We Can Deal With Ebola, Say Experts

As the deadly Ebola outbreak spreads rapidly outside West Africa, virologists in the city have expressed confidence that the country’s health system can handle any cases here.

Published: 28th October 2014 06:00 AM  |   Last Updated: 28th October 2014 08:45 AM   |  A+A-

BANGALORE: As the deadly Ebola outbreak spreads rapidly outside West Africa, virologists in the city have expressed confidence that the country’s health system can handle any cases here.

Dr Shashidhar Buggi, medical director of Rajiv Gandhi Institute of Chest Diseases, says, “It is important to isolate patients and have separate wards. Facilities that were utilised for H1N1 cases in the city are being kept ready for possible Ebola cases.”

He says those who deal with Ebola patients need to be covered from head to toe, with a mask, cap and shoes, and also carry at all times a personal protection kit.

Virologist Arunkumar Govindakarnavar, head of Manipal Centre for Virus Research, says biosafety level 3 is enough in laboratories that deal with diagnosing the virus.
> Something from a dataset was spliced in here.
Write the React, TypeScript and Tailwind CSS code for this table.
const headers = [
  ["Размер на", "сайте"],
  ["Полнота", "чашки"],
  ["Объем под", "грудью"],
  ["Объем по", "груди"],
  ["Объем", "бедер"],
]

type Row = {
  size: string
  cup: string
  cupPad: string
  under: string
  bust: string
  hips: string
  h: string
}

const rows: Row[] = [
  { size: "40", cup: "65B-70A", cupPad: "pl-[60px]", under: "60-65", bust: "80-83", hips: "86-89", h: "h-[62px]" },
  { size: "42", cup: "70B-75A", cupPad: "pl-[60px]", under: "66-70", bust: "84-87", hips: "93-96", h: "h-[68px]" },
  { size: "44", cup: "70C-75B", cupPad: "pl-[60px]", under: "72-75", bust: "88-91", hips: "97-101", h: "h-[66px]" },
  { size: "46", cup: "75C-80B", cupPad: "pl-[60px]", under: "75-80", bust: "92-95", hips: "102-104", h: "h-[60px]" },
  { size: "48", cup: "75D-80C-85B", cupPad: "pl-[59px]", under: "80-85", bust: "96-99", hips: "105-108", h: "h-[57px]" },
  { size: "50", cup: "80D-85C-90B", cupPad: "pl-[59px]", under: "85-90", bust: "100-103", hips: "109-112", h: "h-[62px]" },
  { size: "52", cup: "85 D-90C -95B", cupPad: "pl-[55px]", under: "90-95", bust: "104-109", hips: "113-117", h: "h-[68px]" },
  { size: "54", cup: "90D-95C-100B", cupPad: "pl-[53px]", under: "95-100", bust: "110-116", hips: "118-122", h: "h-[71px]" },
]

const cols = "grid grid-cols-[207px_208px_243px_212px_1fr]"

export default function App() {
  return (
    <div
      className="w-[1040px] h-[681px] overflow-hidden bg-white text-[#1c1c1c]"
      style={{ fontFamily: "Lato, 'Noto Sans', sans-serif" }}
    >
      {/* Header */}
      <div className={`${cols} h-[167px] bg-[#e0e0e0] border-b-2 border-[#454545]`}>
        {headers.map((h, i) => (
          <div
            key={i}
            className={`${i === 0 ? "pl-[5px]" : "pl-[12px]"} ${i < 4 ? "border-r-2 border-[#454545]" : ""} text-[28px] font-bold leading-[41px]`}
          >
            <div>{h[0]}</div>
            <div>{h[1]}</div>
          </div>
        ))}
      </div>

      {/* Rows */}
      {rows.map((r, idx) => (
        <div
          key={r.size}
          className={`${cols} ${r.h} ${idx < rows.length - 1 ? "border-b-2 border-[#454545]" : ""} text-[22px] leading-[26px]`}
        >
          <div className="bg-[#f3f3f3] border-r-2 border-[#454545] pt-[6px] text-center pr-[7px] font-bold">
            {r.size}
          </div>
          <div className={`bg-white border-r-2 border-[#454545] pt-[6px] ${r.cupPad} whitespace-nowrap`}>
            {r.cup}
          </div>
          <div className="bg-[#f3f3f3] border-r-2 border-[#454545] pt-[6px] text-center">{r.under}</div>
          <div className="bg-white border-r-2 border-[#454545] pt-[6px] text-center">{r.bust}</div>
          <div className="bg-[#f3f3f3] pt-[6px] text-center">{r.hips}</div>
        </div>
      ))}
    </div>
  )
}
Biosafety levels prescribe the precautionary measures necessary to contain dangerous viruses, and range from the lowest level 1 to the highest 4.

“Biosafety level 4 measures are required to culture the Ebola virus, and we have a laboratory with biosafety level 4 only at the National Institute of Virology (NIV) in Pune,” he said.

The government has put airports on alert. Health authorities have increased surveillance and people from west Africa and Nigeria are being monitored, says Arunkumar. Anyone with a suspected infection will be quarantined and their blood samples sent to the National Centre for Disease Control in New Delhi and NIV.

Dr B Tandale from NIV is the expert designated by the government to talk about Ebola. But he refused to answer questions when contacted by Express.

Transmission

Arunkumar says, “Ebola is not an airborne infection but is transmitted through bodily fluids (blood, saliva and sweat).

“Therefore, the infection can be carried only through close relatives and hospital staff as the transmission is contact based. It is not like what happened in H1N1, where environmental conditions played a role.”

He said even if the Ebola virus enters the country, “we can try to contain it since the incubation period is 2-21 days, during which time the patient shows no symptoms and cannot transmit the disease.”